If we add up the big three Christian wars/conflicts in history—the Crusades, the Thirty Years' War, and the Spanish Inquisition—there are as many as 2.5 million causalities. (figure on BAR GRAPH) Certainly a terrible thing. But let's put that in perspective and add in some death tolls as a result of non-religious, even atheist, dictators. (ADD TO BAR GRAPH)

Joseph Stalin - 42,672,000

Mao Zedong - 37,828,000

Adolf Hitler - 20,946,000

Chiang Kai-shek - 10,214,000

Vladimir Lenin - 4,017,000

Hideki Tojo - 3,990,000

Pol Pot - 2,397,000


There are some truly horrible men on this list. But their wickedness came not from the church, but from their own hearts.


Mark 7:21-23- For from within, out of the heart of men, proceed the evil thoughts, 1fornications, thefts, murders, adulteries, deeds of coveting and wickedness, as well as deceit, sensuality, 1aenvy, slander, 2pride and foolishness. “All these evil things proceed from within and defile the man.”

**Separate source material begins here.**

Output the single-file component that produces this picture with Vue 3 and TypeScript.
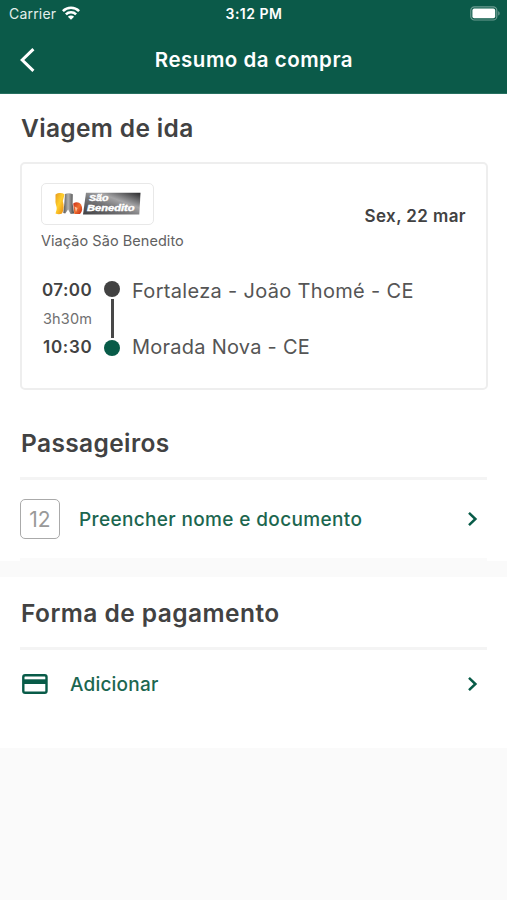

We are sinful. And yes, the church has made its mistakes and terrible things have been done in the name of God, but that does not make them God's fault. But this question still comes up, even though the facts don't support the idea that religion causes most wars. And it is still our duty as Christians to answer the questions that our friends ask. Because we can't run away from them. They are there. And when we are talking and listening, we need to remember our questions:


Why do you believe what you believe?

Why do you trust your source of authority?


Because these questions will always lead us back to the cross. Back to Jesus and what he has done for us.  And that is something we can be sure of. Let's stand.